The cooking ranges in style from elegantly simple combinations of a few great flavors to forcibly upscaled elaborations with little impact. The spring rolls ($10) are an example of the former: narrow, piping hot tubes of juicy pork and crab-meat with crunchy shells. They’re not overstuffed, under-inspired, or victims of the kind of fancy that fills rolls with unwonted fruits and meats. Likewise salt-and-pepper cuttlefish ($11),a plate of batter-fried ringlets that are tastier and moister than squid, with just enough spice, and a kiwi dip to cut it.

But a beef salad ($12) doesn’t have much to offer: Where well-browned beef and lime juice classically abound in flavor, the rare meat and milder pomelo citrus here provide considerably less. In a recurring quirk of showmanship seemingly geared to make dishes sound more special than they are, the menu gives billing to an exotic-sounding ingredient that’s quite ancillary to the dish — in this case rau ram, a sort of Vietnamese cilantro. Similarly, did we need to know that pandan is that faint flavor in the onions under a rib dish, or see all those wild mushrooms itemized?

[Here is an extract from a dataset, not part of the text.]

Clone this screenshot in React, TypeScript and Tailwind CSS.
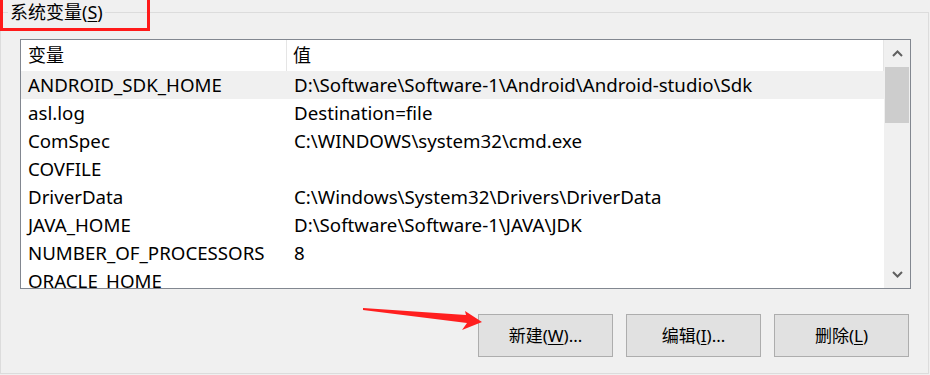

Main courses are priced in the sub-$25 zone, which is moderate as these things go but hardly competitive with the excellent $5 Vietnamese fare to be found just a few blocks east, on the outskirts of Chinatown. The menu again makes a point of ingredients like shark’s fin and beef cheeks; small wonder many tables order the nice, plain clay-pot chicken ($18). But some of the showpieces, including black cod ($25) with various high-end accessories, are very good. A big filet of the mois-tfleshed fish is steamed till it flakes handsomely under the fork, and shares a bowl with flavorful but tough mushroom stalks, chewy slices of sea cucumber, and crisped bits of ginger. Shark’s fin consommé is poured over the top. Considering that shark’s fin is a flavorless ingredient used only for its texture, and that its distinctive texture was undetectable in the consommé, one suspects it was added to the dish just for its name — a strategy that backfired somewhat at the table next to mine, where four would-be diners made an educated comment about the black market in fins of endangered sharks and left without ordering.

Short ribs of beef, a tough but flavorful cut of meat, are braised at every other restaurant in town, but Mai House slices them thinly crosswise and serves them browned, spiced, and sizzling on a platter ($22), to be eaten off the bone like spare ribs. As you might anticipate, they take considerable chewing. Laksa, a staple of Singaporean cuisine, puts in a very welcome cameo here ($23): The coconut-based soup is hot and heady with spice, filled with puffy noodles and one giant whole prawn. It certainly overshadows the Vietnamese noodle soup bun bo hue ($16), whose noodles are limp and bland, meat authentically fatty and coarse, and broth spiceless.

One unquestionable advantage of the fine-dining approach to Vietnamese is a great improvement in the desserts (all $8). A thick panna cotta is seasoned along savory lines with nutty, subtle pandan leaf, and topped with a firm curry-flavored gelatin: an unlikely but successful treat. Banana cake smothered with tapioca excels as well. Cocktails are the rage here, spiced-up “Maihattans” and “Maijitos,” but a couple of dozen varied bottles of wine, from fine Burgundies to affordable New Worlders, provide a choice.

Elevation into the Myriad pantheon is a good thing for Mr. Huynh but hardly a triumph for us diners. Bigger is not necessarily better.

Mai House (186 Franklin St., between Hudson and Greenwich streets, 212-431-0606).